June marks the turning of the season, as we start to get cold on the mid north coast of NSW. Although cold frosty mornings become the norm, the quality of fishing makes it easy enough to get out of bed and get among a few fish.

The after effects of mackerel fever begin to kick in about now, and this becomes evident simply by looking at the uncrowded boat ramps through the region.

It is safe to say that mackerel can still be caught in June, however their numbers will reduce drastically as the water temperature begins to drop. The focus for most offshore anglers will shift towards fishing the bottom where the inshore reefs are producing plenty of snapper. The majority of these fish have been pan-sized, although there has been a few exceptions.

Out into the 80–100m zones there are a vast array of species on the chew. Snapper, teraglin, pearl perch and pigfish have been as reliable as ever, as well as plenty of kingfish and mulloway getting in on the action – especially when fishing with live baits such as yellowtail and slimy mackerel. The southerly current has stopped now, and the main has been slightly ‘uphill’. With these northerly currents, encounters with pesky gear-destroying leatherjackets are inevitable. We encountered some of these fish back at the end of April. The good news is that now the current has all but stopped, it will be possible to fish out wider than the leatherjackets and deep drop for some of the tasty species that dwell in the depths, which include bar cod, blue eye, hapuka, bass grouper and gemfish. These fish respond to all types of live and dead baits, so it is worth mixing it up a bit. An electric reel is almost essential when using weights up to 2kg.
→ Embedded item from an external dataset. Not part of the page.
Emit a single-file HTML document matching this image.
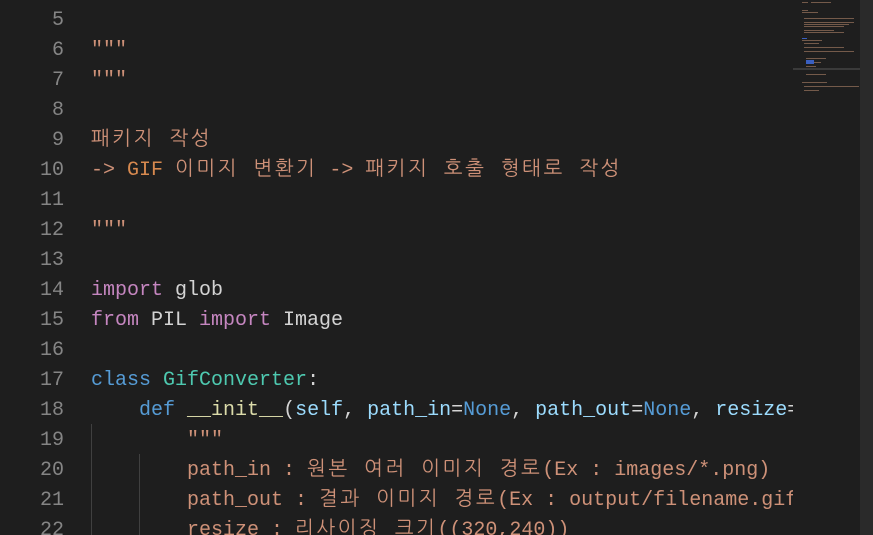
<!DOCTYPE html>
<html><head><meta charset="utf-8"><style>
html,body{margin:0;padding:0;width:873px;height:535px;overflow:hidden;background:#1e1e1e}
.ed{position:absolute;left:0;top:0;width:793px;height:535px;overflow:hidden}
.ln{position:absolute;left:0;width:64px;text-align:right;color:#858585;font:20px "Liberation Mono",monospace;line-height:30px}
.cd{position:absolute;left:91px;white-space:pre;color:#d4d4d4;font:20px "Liberation Mono","NanumGothic","Noto Sans CJK KR",monospace;line-height:30px}
.k{color:#c586c0}.b{color:#569cd6}.t{color:#4ec9b0}.y{color:#dcdcaa}.v{color:#9cdcfe}.s{color:#ce9178}
.h{letter-spacing:2.5px}
.g{position:absolute;width:1px;background:#404040}
.mm{position:absolute;left:793px;top:0;width:80px;height:535px;background:#1e1e1e}
</style></head><body>
<div class="ed">
<div class="g" style="left:91px;top:424px;height:111px"></div>
<div class="g" style="left:139px;top:454px;height:81px"></div>
<div id="c"></div>
</div>
<div class="mm">
<div style="position:absolute;left:67px;top:0;width:13px;height:535px;background:#2a2a2a"></div>
<svg width="67" height="110" style="position:absolute;left:0;top:0">
<g fill="#8a6a55" opacity=".8">
<rect x="9" y="2" width="6" height="1"/><rect x="18" y="2" width="20" height="1"/>
<rect x="9" y="10" width="6" height="1"/><rect x="9" y="12" width="16" height="1"/>
<rect x="11" y="18" width="50" height="1"/><rect x="11" y="22" width="50" height="1"/>
<rect x="11" y="24" width="45" height="1"/><rect x="11" y="26" width="40" height="1"/>
<rect x="11" y="30" width="30" height="1"/><rect x="11" y="32" width="40" height="1"/>
<rect x="9" y="40" width="20" height="1"/><rect x="11" y="43" width="15" height="1"/>
<rect x="11" y="47" width="40" height="1"/><rect x="11" y="51" width="50" height="1"/>
<rect x="13" y="58" width="20" height="1"/><rect x="13" y="62" width="15" height="1"/>
<rect x="13" y="66" width="10" height="1"/><rect x="13" y="74" width="20" height="1"/>
<rect x="9" y="82" width="25" height="1"/><rect x="11" y="86" width="55" height="1"/>
<rect x="11" y="90" width="15" height="1"/>
</g>
<g fill="#3a5fc0"><rect x="13" y="60" width="8" height="4"/><rect x="9" y="38" width="5" height="1"/></g>
<rect x="0" y="68" width="67" height="2" fill="#3a3a3a"/>
</svg>
</div>
<script>
const L=[
[5,''],[6,'<span class="s">"""</span>'],[7,'<span class="s">"""</span>'],[8,''],
[9,'<span class="s"><span class="h">패키지 작성</span></span>'],
[10,'<span class="s">-&gt; <span style="color:#d7894f">GIF</span> <span class="h">이미지 변환기</span> -&gt; <span class="h">패키지 호출 형태로 작성</span></span>'],
[11,''],[12,'<span class="s">"""</span>'],[13,''],
[14,'<span class="k">import</span> glob'],
[15,'<span class="k">from</span> PIL <span class="k">import</span> Image'],
[16,''],
[17,'<span class="b">class</span> <span class="t">GifConverter</span>:'],
[18,'    <span class="b">def</span> <span class="y">__init__</span>(<span class="v">self</span>, <span class="v">path_in</span>=<span class="b">None</span>, <span class="v">path_out</span>=<span class="b">None</span>, <span class="v">resize</span>=(320,240)):'],
[19,'        <span class="s">"""</span>'],
[20,'        <span class="s">path_in : <span class="h">원본 여러 이미지 경로</span>(Ex : images/*.png)</span>'],
[21,'        <span class="s">path_out : <span class="h">결과 이미지 경로</span>(Ex : output/filename.gif)</span>'],
[22,'        <span class="s">resize : <span class="h">리사이징 크기</span>((320,240))</span>']];
let h='';
for(const [n,c] of L){const y=6+(n-5)*30;h+=`<div class="ln" style="top:${y}px">${n}</div><div class="cd" style="top:${y}px">${c}</div>`}
document.getElementById('c').innerHTML=h;
</script>
</body></html>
If the conditions are not too favourable, and you are moving from destination to destination at a slow pace it is still worth trolling lures, as yellowfin tuna have popped up all over the place as well as striped tuna for bait. Kingfish are presently around Fish Rock, however the majority of these fish are only just above legal size at best. The beaches have been a hive of activity as the winter spawning run of bream, blackfish and mullet progress through the region. Some massive tailor, as well as mulloway and salmon have accompanied these fish. Throw large hardbody diving lures and soft plastics into the gutters to get into these larger predators, you may even encounter species you would not always expect like flathead and even kingfish.

Calmer, more settled conditions without the blaring heat of the summer sun make for great rock fishing sessions. Target the usual species like tailor and mulloway and you could end up tangling with some hanger-on species like cobia, longtail tuna and big-eye trevally.

Locating fish in the Macleay can be a bit tougher during the cooler months; however, when you do find them you are generally in for a good session. Find bait schools to dramatically increase your chance of finding bigger fish, and they are definitely in there. Big mulloway and flathead, as well as tailor and kingfish are some of the bigger species that inhabit the river. Live bait is one of the more popular methods to target these fish.